### Records for processing
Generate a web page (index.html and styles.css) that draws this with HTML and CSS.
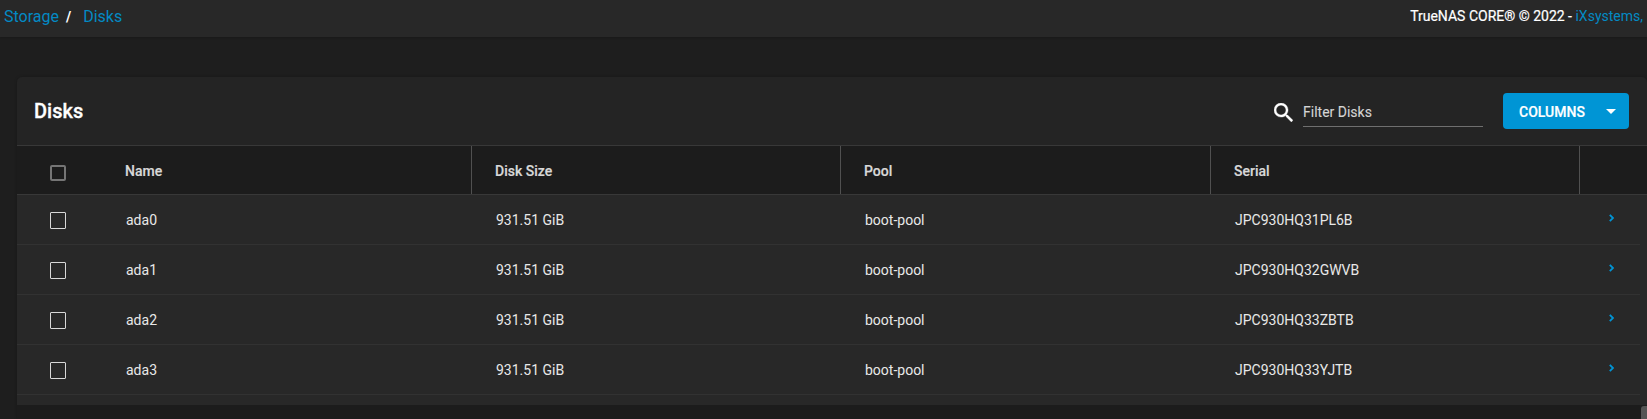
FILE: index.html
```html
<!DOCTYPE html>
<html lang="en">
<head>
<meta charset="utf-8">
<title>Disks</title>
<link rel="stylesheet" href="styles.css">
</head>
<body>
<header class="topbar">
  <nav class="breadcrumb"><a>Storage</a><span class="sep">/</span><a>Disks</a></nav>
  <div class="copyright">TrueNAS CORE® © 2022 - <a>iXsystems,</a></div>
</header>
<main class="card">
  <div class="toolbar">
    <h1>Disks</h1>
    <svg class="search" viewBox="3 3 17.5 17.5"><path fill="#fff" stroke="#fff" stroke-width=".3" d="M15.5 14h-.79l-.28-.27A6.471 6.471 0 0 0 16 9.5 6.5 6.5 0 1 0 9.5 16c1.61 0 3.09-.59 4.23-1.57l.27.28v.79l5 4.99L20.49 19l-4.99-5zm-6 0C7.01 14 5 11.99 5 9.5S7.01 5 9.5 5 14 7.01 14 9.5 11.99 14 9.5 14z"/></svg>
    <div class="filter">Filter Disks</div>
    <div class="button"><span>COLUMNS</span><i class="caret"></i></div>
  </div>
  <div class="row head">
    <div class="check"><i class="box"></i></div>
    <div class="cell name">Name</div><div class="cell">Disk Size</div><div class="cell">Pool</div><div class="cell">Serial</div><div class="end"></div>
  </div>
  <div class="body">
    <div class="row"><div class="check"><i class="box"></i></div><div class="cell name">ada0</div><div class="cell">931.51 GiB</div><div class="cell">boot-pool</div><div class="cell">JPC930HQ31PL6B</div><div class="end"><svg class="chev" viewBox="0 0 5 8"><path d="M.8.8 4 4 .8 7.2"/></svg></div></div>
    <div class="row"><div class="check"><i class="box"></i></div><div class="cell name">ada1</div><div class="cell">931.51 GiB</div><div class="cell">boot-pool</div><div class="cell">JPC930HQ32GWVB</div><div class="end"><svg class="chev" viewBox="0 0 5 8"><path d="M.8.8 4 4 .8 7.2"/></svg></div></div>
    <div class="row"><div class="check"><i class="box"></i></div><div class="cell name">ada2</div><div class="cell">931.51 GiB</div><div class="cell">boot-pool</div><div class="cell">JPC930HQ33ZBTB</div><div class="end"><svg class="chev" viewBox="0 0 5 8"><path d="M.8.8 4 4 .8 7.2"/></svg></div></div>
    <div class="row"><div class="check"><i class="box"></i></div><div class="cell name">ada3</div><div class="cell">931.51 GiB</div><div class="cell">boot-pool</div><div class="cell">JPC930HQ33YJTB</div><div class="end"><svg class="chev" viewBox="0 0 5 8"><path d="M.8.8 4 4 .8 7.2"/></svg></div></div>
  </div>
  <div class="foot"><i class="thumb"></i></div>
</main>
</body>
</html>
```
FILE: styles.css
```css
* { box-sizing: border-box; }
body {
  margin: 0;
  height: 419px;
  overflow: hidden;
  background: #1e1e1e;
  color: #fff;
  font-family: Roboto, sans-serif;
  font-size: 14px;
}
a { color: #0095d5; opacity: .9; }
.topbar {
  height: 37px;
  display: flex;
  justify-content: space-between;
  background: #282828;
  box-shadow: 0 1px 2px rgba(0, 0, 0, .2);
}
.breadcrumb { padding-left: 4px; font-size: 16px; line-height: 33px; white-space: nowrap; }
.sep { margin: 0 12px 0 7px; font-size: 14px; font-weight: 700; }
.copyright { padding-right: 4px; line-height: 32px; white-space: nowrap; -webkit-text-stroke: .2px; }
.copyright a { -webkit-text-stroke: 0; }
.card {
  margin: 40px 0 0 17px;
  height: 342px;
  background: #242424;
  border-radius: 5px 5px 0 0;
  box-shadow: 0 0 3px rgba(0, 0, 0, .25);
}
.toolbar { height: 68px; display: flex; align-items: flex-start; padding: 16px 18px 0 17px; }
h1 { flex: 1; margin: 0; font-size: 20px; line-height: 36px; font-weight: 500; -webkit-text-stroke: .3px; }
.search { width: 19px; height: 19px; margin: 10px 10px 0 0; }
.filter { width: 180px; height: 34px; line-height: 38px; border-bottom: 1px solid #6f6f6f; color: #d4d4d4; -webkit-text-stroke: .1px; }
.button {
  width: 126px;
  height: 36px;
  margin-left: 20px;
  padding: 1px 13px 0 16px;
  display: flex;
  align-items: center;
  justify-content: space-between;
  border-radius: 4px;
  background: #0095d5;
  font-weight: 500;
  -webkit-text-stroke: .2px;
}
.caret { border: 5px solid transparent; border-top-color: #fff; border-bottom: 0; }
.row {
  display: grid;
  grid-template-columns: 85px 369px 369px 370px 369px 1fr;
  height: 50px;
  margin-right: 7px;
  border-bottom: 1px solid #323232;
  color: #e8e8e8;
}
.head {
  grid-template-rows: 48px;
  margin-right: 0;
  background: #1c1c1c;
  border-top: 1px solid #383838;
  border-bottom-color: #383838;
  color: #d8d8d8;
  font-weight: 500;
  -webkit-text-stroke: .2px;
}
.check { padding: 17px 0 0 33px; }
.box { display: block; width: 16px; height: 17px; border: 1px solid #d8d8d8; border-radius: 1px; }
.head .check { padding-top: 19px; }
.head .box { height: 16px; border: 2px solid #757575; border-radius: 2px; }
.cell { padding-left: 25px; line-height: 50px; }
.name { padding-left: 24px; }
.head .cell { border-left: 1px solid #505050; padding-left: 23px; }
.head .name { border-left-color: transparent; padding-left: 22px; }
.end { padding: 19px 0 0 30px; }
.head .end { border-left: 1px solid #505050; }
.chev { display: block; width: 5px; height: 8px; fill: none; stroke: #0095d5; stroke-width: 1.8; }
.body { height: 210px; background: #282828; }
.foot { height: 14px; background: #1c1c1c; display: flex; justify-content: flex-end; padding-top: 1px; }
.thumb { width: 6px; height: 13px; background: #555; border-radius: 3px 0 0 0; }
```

...

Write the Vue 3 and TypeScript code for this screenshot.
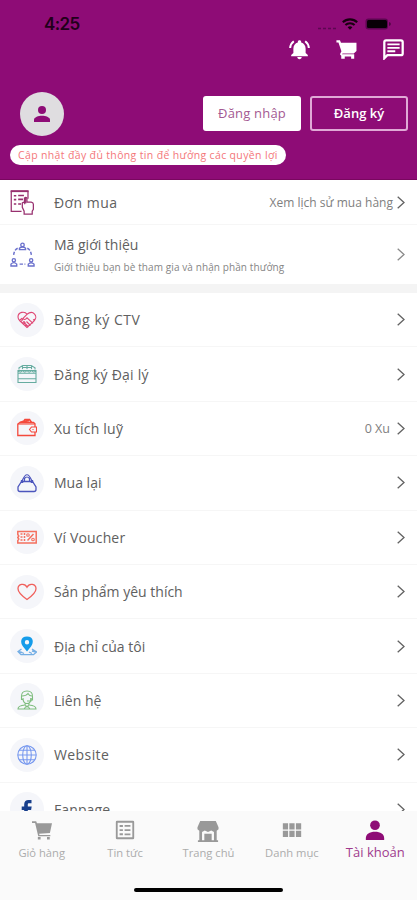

### Given request
Determine how many of the lines above hold the word "this", and output that number by itself.

### Response
2